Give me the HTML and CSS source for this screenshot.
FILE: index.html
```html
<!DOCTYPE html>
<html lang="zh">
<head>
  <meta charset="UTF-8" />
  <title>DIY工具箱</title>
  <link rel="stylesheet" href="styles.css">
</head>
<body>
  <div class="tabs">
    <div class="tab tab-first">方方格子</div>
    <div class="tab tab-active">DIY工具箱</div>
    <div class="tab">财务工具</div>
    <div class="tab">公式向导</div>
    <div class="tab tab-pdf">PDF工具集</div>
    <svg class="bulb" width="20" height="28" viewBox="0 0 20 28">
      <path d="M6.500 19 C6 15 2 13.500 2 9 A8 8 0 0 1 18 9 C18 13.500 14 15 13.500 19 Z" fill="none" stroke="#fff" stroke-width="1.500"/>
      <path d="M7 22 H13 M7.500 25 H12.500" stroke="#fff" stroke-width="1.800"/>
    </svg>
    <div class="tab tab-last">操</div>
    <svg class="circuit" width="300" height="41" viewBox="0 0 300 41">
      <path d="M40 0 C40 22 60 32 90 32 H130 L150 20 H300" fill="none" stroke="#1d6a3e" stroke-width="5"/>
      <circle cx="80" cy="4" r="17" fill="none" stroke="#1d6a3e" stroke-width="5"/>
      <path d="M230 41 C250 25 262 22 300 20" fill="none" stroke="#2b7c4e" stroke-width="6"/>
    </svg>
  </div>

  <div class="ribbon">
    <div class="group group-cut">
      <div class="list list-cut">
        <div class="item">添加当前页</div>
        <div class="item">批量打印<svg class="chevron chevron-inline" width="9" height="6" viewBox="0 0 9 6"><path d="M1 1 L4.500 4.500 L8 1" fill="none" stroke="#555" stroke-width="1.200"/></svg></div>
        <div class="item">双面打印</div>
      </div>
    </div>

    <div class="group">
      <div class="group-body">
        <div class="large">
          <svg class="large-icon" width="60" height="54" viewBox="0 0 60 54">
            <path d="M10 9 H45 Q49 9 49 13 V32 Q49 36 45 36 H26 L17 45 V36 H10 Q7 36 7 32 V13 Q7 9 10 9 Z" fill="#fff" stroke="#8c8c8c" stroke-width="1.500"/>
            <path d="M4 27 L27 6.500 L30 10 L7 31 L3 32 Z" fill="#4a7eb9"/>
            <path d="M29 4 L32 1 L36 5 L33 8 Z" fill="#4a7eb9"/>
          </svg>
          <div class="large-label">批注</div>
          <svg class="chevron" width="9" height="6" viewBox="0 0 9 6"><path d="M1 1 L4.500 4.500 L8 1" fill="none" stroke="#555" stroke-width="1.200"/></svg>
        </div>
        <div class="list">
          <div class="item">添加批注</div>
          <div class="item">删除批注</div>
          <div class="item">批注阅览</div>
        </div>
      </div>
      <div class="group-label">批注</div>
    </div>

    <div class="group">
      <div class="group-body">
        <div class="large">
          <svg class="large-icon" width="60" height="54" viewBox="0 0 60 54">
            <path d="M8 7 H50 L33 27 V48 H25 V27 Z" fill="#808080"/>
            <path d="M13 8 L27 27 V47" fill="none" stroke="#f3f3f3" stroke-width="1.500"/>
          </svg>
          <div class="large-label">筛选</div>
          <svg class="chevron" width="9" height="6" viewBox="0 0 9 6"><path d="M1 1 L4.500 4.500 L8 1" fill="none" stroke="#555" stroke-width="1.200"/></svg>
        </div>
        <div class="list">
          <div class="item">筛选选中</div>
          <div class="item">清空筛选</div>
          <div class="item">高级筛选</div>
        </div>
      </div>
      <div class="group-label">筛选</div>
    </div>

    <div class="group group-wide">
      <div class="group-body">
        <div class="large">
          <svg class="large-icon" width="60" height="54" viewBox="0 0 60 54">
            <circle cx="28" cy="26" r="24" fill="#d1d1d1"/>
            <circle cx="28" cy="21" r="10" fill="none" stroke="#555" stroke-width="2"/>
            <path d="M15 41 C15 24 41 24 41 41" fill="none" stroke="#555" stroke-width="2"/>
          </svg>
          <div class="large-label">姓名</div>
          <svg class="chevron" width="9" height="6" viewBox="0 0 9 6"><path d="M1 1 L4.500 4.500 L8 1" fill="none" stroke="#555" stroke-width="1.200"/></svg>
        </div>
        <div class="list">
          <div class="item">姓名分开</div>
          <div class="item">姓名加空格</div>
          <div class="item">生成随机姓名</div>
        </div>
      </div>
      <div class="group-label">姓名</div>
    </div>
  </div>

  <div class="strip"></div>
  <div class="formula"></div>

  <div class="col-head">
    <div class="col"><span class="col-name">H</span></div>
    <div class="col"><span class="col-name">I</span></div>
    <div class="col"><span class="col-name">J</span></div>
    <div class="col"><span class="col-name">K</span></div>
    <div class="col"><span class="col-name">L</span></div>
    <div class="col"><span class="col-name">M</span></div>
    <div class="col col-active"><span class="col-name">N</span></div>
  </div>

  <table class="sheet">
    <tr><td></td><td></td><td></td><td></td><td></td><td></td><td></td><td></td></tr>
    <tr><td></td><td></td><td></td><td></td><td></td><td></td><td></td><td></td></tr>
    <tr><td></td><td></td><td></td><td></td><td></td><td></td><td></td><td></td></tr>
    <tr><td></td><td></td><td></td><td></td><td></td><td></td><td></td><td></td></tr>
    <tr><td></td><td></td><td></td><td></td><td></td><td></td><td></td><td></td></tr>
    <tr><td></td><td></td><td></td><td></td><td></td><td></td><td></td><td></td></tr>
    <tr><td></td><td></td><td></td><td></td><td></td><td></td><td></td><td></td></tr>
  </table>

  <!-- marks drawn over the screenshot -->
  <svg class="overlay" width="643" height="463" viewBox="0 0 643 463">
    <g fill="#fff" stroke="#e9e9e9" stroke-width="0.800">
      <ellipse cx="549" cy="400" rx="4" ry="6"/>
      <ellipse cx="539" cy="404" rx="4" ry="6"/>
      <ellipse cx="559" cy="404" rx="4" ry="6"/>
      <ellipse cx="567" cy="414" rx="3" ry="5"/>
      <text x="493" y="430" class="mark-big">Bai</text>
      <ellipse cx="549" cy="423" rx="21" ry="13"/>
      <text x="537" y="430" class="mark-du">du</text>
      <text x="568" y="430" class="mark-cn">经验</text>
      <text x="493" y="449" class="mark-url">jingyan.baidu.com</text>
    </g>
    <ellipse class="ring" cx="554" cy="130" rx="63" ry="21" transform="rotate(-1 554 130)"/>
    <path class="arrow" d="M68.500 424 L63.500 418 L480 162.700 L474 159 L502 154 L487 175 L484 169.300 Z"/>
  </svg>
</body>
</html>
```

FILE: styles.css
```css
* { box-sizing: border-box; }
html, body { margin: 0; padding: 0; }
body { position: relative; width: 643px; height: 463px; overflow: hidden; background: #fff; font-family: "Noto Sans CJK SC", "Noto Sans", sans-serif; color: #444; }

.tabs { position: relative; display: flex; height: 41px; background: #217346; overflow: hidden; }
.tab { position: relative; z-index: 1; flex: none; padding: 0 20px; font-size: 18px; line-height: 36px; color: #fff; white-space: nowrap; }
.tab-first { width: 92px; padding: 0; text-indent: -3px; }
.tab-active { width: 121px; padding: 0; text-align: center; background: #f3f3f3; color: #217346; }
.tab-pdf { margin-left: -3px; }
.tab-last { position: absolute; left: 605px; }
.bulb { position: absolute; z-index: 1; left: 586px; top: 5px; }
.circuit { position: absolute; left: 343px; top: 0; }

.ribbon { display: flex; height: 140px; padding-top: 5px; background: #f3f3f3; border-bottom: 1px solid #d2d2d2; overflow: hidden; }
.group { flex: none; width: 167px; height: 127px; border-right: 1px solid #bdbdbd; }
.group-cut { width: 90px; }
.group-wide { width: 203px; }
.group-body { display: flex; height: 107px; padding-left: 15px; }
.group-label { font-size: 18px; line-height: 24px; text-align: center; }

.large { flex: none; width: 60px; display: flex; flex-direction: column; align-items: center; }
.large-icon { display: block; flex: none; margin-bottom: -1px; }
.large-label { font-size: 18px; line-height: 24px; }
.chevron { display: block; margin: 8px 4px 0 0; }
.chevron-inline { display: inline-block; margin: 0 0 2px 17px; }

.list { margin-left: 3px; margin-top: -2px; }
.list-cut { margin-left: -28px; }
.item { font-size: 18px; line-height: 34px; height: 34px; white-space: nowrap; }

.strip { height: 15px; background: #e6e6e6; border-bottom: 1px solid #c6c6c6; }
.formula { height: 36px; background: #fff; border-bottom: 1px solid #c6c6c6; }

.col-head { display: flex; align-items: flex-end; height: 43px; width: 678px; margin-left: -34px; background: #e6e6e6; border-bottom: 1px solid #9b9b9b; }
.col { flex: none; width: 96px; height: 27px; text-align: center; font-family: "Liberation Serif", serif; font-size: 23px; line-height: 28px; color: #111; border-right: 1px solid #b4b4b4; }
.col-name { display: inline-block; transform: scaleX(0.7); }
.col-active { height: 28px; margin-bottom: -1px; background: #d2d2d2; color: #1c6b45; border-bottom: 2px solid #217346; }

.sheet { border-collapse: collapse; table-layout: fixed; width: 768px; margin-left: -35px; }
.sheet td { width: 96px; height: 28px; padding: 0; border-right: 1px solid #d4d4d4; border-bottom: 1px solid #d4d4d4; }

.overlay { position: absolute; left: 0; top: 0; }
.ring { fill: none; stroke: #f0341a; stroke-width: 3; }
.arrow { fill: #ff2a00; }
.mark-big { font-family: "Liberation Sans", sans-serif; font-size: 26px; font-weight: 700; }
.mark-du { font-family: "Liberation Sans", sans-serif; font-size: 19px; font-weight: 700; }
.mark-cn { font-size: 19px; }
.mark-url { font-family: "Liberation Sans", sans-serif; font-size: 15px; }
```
-------------------------
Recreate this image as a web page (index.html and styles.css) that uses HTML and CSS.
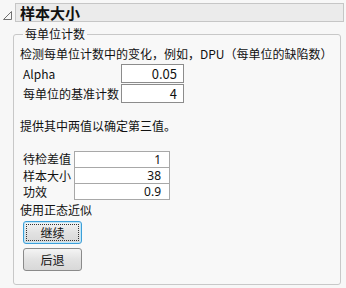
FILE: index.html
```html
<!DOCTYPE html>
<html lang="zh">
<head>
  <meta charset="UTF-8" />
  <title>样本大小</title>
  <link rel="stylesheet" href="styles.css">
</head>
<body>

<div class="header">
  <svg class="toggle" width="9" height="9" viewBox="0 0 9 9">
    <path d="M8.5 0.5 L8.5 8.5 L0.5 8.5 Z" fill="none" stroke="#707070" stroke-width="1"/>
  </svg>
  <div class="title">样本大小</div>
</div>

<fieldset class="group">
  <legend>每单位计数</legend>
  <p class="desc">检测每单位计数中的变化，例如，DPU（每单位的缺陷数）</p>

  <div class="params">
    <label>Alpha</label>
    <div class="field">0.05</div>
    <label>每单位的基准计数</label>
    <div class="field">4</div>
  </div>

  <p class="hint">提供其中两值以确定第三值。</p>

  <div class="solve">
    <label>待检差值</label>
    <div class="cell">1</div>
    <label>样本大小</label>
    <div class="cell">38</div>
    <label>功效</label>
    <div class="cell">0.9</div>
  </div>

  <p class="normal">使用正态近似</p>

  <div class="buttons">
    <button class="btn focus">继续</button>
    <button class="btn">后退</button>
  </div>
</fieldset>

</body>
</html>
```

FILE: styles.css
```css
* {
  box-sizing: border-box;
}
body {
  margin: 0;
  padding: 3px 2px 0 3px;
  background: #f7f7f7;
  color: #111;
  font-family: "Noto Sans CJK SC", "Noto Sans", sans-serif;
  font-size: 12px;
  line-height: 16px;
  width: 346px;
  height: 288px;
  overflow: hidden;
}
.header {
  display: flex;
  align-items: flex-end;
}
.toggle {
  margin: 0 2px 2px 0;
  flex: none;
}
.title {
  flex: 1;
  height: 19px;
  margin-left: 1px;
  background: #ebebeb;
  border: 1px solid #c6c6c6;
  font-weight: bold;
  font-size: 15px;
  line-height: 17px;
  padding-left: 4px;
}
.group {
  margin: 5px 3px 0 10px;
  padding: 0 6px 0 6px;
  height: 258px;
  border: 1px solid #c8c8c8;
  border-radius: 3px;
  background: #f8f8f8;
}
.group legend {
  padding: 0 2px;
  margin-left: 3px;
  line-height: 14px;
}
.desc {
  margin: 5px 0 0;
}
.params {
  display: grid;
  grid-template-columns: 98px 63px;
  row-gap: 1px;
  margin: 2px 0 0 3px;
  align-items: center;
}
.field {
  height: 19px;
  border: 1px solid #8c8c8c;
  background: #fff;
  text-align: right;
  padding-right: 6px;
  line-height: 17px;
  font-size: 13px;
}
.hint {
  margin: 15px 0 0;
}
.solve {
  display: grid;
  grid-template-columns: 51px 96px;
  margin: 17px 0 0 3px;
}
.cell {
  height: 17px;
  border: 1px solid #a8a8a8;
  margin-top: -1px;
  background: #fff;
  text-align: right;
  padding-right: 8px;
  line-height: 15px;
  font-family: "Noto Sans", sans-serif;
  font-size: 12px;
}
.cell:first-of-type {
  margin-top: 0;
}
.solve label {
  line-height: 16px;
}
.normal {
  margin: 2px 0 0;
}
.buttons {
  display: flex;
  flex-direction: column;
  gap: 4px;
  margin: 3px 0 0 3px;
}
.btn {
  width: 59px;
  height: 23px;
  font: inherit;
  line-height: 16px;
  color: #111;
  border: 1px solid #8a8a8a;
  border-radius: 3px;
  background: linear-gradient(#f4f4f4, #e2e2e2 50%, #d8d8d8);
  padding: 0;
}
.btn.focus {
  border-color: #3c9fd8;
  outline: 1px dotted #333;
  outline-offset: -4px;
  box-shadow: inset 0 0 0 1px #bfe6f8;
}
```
-------------------------
- _Given request_
Look through the data above. Each line containing the word "index" needs to be copied.

- _Output below_
FILE: index.html
.tab { position: relative; z-index: 1; flex: none; padding: 0 20px; font-size: 18px; line-height: 36px; color: #fff; white-space: nowrap; }
.bulb { position: absolute; z-index: 1; left: 586px; top: 5px; }
Recreate this image as a web page (index.html and styles.css) that uses HTML and CSS.
FILE: index.html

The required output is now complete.